Highly Suspect Remains Edgy on ‘The Boy Who Died Wolf’
Highly Suspect remain edgy and unapologetic on their highly anticipated sophomore album, The Boy Who Died Wolf.
Up-and-coming rock band Highly Suspect have been riding high. The band received two left-field Grammy nominations for their debut album, Mister Asylum. Led by their gives zero f*cks frontman Johnny Stevens, Highly Suspect are unapologetic and profane to the nth degree. After establishing their identity, the band returns with a highly anticipated sophomore album, The Boy Who Died Wolf. Overall, the results are #winning.
“My Name Is Human”
Standout “My Name is Human” kicks off The Boy Who Died Wolf magnificently. It featuring enigmatic opening production, which percolates into a truly dark quality. Throughout, “My Name Is Human” features a religiously skeptical message. Frontman Johnny Stevens delivers rhythmic vocals possessing a rap-sensibility without compromising rock. The lyrics are biting and the vocals are incredibly aggressive. The chorus – varied in a couple of instances – represents the best moment of “My Name Is Human”:
“I’m up off my knees, girl / I’m face to face with myself / and I know who I am / (Hello, my name is human) / I stole my power from the sun / I’m more than just a man / (no longer disillusioned).”

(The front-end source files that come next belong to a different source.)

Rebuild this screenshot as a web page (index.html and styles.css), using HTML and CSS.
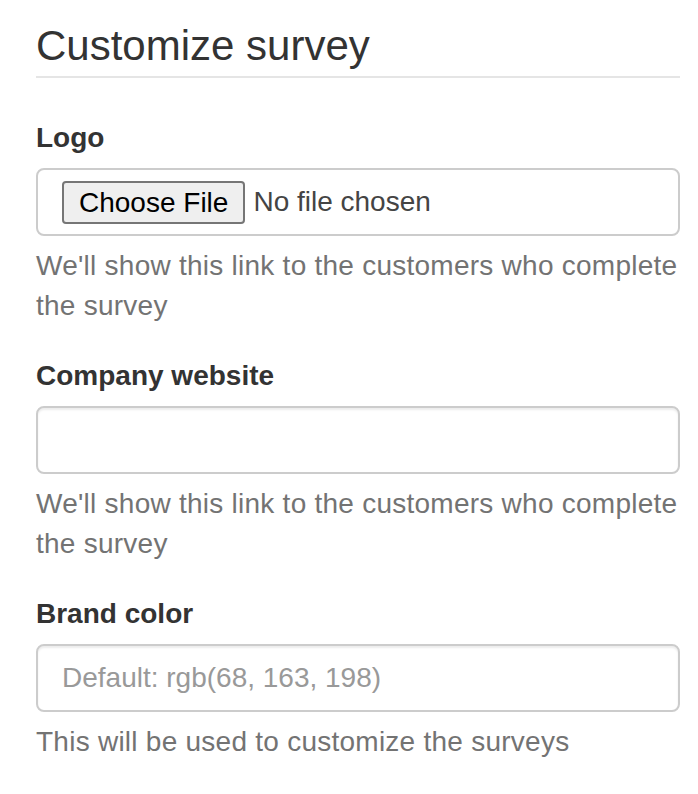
FILE: index.html
```html
<!DOCTYPE html>
<html lang="en">
<head>
<meta charset="utf-8">
<title>Customize survey</title>
<link rel="stylesheet" href="styles.css">
</head>
<body>
<form class="page">
  <fieldset class="fieldset">
    <legend class="legend">Customize survey</legend>
    <div class="form-group">
      <label class="label">Logo</label>
      <div class="form-control file-control">
        <span class="file-button">Choose File</span>
        <span class="file-name">No file chosen</span>
      </div>
      <p class="help-block">We'll show this link to the customers who complete the survey</p>
    </div>
    <div class="form-group">
      <label class="label" for="website">Company website</label>
      <input class="form-control" id="website" type="text">
      <p class="help-block">We'll show this link to the customers who complete the survey</p>
    </div>
    <div class="form-group">
      <label class="label" for="color">Brand color</label>
      <input class="form-control" id="color" type="text" placeholder="Default: rgb(68, 163, 198)">
      <p class="help-block">This will be used to customize the surveys</p>
    </div>
  </fieldset>
</form>
</body>
</html>
```
FILE: styles.css
```css
html, body {
  margin: 0;
  padding: 0;
  background: #fff;
}
body {
  font-family: "Liberation Sans", Arial, Helvetica, sans-serif;
  font-size: 28px;
  line-height: 40px;
  color: #333;
}
.page {
  padding: 16px 18px 0 36px;
  margin: 0;
}
.fieldset {
  border: 0;
  margin: 0;
  padding: 0;
  min-width: 0;
}
.legend {
  display: block;
  width: 100%;
  padding: 0;
  margin: 0 0 40px 0;
  font-size: 42px;
  line-height: 60px;
  font-weight: 400;
  color: #333;
  border-bottom: 2px solid #e5e5e5;
}
.form-group {
  margin-bottom: 30px;
}
.label {
  display: block;
  max-width: 100%;
  margin-bottom: 10px;
  font-weight: 700;
}
.form-control {
  display: block;
  box-sizing: border-box;
  width: 100%;
  height: 68px;
  margin: 0;
  padding: 12px 24px;
  font-family: inherit;
  font-size: 28px;
  line-height: 40px;
  color: #555;
  background: #fff;
  border: 2px solid #ccc;
  border-radius: 8px;
  box-shadow: inset 0 2px 2px rgba(0, 0, 0, 0.075);
  outline: none;
}
.form-control::placeholder {
  color: #999;
  opacity: 1;
}
.file-control {
  display: flex;
  align-items: center;
  padding-top: 0;
  padding-bottom: 0;
  box-shadow: none;
}
.file-button {
  box-sizing: border-box;
  height: 43px;
  padding: 0 15px;
  margin: 1px 8px 0 0;
  font-size: 28px;
  line-height: 39px;
  color: #000;
  background: #efefef;
  border: 2px solid #767676;
  border-radius: 4px;
}
.file-name {
  color: #444;
  white-space: nowrap;
}
.help-block {
  display: block;
  margin: 10px 0 20px 0;
  color: #737373;
  letter-spacing: 0.25px;
}
```
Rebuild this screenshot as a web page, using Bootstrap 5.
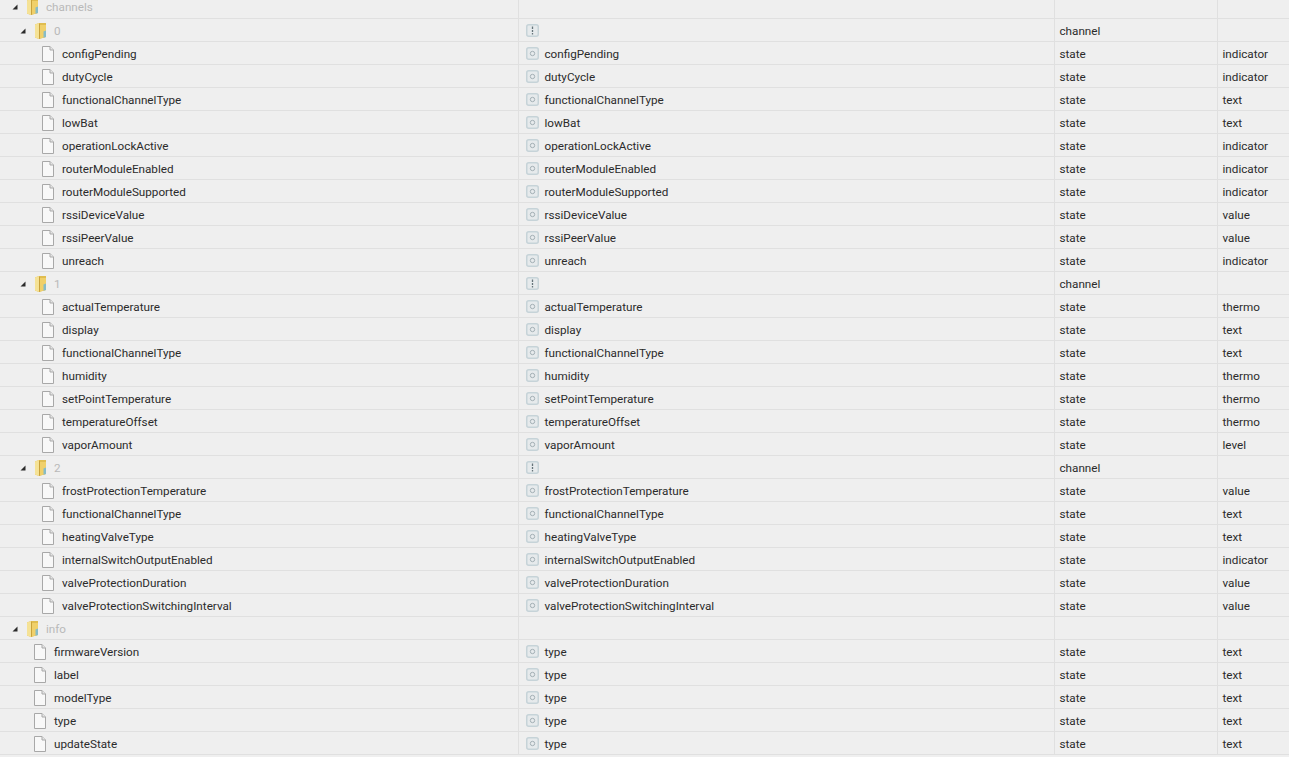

“Look Alive, Stay Alive” serves as a stark contrast to the opener. Stevens goes for the kill on this brief number, filled with fire and spunk. At just over two minutes in length, it’s an enjoyable, listen that doesn’t supplant the opener or its superb follow-up, “Little One.”
“Little One” comes from a place of pain and regret. Stevens conveys these emotions perfectly, delivering clear and gritty vocals. “Little One” features an excellent harmonic progression, established by guitar from the onset. Among the strongest moments is the powerful, heavy chorus:
“Hey, little one / I’m so scared of what this could have been / I know that today I lost my only friend / my little one.”
“For Billy” follows, picking up the pace and keeping the energy level on-point. Buzz single “Serotonia” is stronger, setting the tone initially for The Boy Who Died Wolf. Throughout, Stevens tackles maturation as an adult, character flaws (“I’m not that good of a person…”), and California. He raises eyebrows with a twenty-something-dude reference to masturbation, but is ultimately seeking progression:
“I wish that everyone I knew was dead / so that I’d never have to pick up the phone / I just wanna be naked / and masturbate all day at home.”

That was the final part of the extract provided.